>> start Information provided

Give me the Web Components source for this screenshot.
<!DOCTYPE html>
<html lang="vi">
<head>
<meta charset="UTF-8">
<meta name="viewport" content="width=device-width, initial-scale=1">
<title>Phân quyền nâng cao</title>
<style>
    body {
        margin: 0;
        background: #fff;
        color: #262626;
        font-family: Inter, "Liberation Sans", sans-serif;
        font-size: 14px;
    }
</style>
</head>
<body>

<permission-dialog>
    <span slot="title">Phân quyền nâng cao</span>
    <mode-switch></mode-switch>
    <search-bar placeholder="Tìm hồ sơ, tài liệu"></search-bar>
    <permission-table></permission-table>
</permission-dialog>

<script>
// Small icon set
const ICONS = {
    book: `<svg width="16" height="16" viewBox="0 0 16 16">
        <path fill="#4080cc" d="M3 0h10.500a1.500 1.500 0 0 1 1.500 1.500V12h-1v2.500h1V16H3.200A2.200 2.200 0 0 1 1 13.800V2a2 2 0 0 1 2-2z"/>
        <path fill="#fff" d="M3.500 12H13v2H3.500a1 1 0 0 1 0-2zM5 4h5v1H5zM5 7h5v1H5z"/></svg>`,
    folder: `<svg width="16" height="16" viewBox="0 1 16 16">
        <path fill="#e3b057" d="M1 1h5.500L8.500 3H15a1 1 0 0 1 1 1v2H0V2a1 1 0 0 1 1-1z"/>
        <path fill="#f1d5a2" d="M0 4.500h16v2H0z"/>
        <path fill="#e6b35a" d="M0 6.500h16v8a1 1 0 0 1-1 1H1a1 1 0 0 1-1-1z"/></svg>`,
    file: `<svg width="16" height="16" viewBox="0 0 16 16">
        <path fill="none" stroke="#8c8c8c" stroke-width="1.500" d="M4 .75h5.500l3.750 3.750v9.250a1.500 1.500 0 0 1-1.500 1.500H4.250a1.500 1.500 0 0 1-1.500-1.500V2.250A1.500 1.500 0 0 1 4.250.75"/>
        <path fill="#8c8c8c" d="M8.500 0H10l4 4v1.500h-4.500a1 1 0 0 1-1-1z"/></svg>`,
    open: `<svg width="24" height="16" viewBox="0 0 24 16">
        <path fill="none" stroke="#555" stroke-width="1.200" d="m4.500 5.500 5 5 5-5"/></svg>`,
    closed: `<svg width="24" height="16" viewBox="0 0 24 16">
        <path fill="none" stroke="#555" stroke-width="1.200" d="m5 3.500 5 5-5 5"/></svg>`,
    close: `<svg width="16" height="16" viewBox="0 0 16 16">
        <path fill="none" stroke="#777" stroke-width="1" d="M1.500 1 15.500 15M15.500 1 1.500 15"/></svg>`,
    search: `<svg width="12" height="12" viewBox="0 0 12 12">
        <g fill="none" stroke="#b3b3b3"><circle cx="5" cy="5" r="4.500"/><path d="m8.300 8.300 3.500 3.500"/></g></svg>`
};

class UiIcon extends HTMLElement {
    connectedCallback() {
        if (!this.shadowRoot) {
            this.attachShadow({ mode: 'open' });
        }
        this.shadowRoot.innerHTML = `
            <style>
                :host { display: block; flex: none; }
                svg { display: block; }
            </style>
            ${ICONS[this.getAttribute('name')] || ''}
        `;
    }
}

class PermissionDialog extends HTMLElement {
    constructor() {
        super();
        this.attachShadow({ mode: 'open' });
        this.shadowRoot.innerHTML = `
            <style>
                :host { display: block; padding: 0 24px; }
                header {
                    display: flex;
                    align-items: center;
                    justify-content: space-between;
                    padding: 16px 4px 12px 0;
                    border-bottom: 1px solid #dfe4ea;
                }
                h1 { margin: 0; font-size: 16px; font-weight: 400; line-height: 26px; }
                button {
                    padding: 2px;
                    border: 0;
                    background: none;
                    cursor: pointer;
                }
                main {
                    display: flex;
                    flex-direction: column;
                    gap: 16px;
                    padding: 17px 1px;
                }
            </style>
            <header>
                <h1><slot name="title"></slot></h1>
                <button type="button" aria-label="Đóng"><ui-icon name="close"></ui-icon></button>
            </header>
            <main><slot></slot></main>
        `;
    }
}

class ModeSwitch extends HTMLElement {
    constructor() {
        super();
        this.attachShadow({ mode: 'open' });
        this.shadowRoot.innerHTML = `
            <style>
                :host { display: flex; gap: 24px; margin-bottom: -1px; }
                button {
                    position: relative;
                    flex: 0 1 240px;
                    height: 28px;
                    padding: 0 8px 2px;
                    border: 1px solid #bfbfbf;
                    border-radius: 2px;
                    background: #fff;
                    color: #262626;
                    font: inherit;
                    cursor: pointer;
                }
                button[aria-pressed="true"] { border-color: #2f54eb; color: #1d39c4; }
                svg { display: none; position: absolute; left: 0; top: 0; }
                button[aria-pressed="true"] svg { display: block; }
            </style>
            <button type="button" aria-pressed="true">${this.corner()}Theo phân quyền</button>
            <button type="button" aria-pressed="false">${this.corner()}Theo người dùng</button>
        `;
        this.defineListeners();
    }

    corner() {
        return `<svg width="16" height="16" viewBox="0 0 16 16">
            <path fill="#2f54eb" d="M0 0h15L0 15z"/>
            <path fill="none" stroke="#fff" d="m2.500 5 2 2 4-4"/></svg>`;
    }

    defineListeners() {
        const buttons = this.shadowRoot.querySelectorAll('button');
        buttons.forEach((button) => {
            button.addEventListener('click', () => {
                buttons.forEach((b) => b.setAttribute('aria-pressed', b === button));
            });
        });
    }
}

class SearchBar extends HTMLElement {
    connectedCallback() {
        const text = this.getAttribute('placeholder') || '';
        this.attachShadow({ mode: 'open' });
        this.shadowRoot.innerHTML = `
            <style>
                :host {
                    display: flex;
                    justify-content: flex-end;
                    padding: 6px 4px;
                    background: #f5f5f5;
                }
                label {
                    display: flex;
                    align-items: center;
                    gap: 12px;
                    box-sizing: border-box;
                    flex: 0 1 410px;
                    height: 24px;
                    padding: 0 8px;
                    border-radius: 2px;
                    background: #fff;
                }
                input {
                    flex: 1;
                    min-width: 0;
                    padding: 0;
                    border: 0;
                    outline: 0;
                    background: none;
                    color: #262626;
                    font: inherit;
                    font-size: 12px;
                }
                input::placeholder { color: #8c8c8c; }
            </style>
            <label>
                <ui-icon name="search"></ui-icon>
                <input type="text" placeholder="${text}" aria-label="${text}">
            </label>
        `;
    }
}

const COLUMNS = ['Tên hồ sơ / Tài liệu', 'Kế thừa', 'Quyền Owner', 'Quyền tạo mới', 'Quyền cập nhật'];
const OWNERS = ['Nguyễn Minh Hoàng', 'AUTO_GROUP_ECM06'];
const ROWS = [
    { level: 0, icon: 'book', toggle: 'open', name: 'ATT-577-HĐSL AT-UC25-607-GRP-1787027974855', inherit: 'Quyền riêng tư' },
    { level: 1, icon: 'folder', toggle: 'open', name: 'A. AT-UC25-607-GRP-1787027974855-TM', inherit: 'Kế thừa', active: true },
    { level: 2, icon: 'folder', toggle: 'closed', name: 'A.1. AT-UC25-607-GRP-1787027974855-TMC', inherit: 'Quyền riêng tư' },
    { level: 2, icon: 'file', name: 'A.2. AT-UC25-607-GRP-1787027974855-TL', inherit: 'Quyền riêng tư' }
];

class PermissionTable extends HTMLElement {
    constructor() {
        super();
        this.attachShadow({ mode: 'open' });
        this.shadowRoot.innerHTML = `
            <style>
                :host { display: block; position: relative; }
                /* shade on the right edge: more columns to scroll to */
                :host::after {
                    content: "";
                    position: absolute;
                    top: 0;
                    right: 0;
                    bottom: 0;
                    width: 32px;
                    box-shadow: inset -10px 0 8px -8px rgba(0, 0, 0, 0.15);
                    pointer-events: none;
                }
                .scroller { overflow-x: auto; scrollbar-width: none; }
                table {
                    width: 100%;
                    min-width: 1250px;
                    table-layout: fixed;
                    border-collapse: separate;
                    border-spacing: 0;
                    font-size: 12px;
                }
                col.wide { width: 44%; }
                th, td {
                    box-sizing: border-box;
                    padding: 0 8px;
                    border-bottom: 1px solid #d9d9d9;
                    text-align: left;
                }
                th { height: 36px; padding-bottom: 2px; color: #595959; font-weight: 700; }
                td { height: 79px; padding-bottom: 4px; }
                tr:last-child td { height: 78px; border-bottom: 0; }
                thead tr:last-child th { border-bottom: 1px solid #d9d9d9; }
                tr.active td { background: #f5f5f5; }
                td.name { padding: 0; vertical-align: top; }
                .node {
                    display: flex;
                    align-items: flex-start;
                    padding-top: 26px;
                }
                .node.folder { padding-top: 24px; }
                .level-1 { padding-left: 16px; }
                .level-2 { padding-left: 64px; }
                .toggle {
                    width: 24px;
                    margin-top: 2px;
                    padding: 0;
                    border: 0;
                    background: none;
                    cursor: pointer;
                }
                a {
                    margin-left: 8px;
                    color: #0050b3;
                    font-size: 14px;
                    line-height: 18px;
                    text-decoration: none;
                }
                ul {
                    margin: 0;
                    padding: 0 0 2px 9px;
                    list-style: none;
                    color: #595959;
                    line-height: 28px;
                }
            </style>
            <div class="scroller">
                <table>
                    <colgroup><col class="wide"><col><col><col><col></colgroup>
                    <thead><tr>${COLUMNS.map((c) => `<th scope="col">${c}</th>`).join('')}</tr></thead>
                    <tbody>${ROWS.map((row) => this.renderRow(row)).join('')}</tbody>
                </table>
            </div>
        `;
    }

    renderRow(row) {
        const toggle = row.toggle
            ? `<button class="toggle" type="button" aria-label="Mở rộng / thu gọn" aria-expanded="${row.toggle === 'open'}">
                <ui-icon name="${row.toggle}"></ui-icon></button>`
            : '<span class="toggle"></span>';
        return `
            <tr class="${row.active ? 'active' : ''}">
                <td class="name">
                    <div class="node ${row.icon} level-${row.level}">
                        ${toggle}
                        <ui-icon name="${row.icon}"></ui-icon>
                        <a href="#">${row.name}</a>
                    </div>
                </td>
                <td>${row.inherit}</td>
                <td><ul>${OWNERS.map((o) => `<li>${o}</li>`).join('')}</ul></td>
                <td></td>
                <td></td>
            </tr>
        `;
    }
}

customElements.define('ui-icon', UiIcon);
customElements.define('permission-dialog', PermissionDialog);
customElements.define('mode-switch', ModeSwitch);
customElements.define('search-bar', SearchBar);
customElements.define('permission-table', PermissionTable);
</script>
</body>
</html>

>> end Information provided
>> start Information provided

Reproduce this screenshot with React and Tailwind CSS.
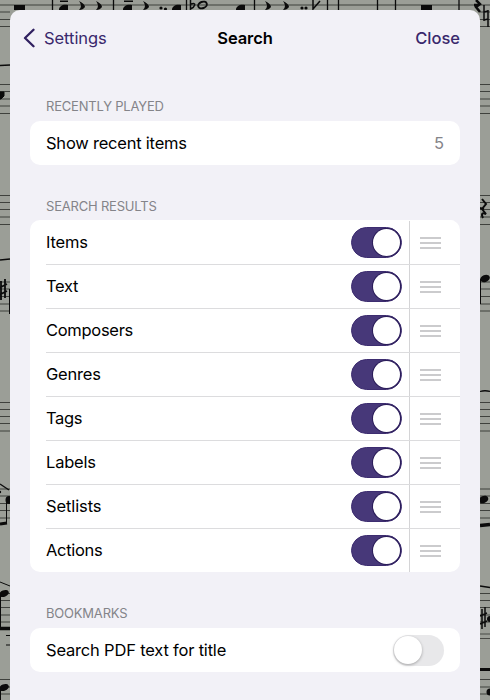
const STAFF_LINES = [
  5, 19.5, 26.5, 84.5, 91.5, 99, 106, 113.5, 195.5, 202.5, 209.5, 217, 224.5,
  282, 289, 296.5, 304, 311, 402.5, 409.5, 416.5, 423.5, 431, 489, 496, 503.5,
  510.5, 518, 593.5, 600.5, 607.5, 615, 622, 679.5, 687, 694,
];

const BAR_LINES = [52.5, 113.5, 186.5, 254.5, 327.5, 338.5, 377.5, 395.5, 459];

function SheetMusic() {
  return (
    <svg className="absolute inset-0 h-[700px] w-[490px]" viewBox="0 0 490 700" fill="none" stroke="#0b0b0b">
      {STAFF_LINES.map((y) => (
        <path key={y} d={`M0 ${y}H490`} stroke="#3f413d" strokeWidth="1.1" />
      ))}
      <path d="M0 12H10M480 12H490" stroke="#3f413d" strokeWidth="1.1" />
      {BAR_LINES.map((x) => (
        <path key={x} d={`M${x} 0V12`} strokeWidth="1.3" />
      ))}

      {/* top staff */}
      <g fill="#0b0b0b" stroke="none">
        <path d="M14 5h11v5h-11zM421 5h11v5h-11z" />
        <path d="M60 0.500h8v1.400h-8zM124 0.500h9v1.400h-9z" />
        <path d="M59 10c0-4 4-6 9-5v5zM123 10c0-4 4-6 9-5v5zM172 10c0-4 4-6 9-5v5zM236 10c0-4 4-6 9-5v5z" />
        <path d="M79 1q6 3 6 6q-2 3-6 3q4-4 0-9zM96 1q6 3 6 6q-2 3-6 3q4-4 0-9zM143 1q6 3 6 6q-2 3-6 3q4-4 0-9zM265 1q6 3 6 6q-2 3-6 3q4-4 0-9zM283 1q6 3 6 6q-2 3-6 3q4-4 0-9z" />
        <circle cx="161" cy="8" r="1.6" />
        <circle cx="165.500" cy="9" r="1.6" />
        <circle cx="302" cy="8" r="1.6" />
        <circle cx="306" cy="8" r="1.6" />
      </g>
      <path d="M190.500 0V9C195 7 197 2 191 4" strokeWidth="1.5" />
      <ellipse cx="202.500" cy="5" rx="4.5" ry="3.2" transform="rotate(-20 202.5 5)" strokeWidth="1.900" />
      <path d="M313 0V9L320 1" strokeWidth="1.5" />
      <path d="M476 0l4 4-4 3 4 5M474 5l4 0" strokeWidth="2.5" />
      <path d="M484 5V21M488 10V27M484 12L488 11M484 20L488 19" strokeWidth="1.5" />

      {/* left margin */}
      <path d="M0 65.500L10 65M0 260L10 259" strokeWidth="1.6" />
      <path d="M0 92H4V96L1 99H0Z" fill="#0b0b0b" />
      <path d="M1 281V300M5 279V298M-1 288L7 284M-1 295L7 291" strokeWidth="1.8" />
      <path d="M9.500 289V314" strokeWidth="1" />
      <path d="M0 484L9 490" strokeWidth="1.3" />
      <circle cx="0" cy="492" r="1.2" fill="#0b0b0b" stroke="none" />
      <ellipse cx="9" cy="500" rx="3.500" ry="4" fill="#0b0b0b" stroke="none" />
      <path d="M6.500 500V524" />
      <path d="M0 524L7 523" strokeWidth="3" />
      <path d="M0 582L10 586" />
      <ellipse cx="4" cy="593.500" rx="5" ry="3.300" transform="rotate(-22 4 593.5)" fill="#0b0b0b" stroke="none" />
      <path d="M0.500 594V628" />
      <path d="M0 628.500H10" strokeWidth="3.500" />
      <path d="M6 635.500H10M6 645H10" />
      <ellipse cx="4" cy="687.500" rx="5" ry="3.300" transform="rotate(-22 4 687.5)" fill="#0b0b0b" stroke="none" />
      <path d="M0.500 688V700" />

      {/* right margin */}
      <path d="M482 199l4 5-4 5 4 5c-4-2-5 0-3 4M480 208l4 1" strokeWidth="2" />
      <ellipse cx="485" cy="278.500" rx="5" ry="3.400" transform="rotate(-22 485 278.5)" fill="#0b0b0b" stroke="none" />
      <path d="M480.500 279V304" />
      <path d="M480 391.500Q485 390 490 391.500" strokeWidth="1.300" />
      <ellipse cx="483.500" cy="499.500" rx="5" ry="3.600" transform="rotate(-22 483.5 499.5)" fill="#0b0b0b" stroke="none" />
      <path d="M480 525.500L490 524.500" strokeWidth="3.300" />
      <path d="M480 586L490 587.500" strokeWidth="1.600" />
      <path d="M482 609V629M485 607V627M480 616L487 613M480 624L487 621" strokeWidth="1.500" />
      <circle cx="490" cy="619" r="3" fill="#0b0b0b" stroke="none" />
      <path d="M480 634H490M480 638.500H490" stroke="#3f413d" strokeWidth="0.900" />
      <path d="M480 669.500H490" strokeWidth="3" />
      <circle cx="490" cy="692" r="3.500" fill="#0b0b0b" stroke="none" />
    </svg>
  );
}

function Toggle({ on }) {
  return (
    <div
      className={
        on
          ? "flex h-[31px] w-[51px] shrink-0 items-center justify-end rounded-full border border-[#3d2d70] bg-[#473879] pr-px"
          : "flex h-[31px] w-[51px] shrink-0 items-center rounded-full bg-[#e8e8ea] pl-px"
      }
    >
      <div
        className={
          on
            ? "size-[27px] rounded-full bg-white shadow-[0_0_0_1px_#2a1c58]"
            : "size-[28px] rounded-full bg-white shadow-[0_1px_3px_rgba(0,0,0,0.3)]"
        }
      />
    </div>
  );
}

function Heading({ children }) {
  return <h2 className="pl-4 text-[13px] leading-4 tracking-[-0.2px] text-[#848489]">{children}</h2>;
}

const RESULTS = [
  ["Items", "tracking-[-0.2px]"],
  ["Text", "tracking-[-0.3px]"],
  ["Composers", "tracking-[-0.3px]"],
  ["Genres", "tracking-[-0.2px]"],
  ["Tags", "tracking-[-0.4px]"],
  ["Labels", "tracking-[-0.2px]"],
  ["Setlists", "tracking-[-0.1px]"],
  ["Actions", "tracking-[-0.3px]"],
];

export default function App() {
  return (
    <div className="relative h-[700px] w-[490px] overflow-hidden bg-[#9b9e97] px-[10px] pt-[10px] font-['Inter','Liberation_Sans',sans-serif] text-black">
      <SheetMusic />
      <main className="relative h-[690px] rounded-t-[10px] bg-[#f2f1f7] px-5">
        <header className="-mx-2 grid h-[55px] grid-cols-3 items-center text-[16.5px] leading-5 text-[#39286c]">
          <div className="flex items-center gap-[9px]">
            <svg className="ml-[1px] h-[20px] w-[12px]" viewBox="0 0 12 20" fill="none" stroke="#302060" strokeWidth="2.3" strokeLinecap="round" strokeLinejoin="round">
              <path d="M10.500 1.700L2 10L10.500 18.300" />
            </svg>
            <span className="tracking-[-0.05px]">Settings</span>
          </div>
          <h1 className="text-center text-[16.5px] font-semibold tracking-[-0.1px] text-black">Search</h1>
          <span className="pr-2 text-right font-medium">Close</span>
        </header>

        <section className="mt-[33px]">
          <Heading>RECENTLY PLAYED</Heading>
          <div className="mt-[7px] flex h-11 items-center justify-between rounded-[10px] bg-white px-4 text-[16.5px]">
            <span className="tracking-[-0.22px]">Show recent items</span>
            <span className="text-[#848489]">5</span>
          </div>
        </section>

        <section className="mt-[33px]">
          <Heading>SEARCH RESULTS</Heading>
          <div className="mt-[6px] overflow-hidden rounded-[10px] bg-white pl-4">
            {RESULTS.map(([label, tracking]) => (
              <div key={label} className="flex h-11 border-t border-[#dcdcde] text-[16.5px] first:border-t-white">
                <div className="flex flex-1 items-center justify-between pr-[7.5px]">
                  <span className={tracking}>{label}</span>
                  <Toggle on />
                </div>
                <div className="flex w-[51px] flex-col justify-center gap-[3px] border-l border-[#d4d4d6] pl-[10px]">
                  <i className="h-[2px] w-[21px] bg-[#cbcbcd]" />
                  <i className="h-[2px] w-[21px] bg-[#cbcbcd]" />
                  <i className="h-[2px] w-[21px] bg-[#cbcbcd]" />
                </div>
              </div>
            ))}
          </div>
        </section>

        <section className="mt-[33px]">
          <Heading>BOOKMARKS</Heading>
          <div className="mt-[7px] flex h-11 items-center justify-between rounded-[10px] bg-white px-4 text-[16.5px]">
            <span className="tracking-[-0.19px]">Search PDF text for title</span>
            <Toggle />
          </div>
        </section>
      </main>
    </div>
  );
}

>> end Information provided

* [Your instructions]:
Copy every line of the records above that contains "screenshot".

* [Final result]:
Give me the Web Components source for this screenshot.
Reproduce this screenshot with React and Tailwind CSS.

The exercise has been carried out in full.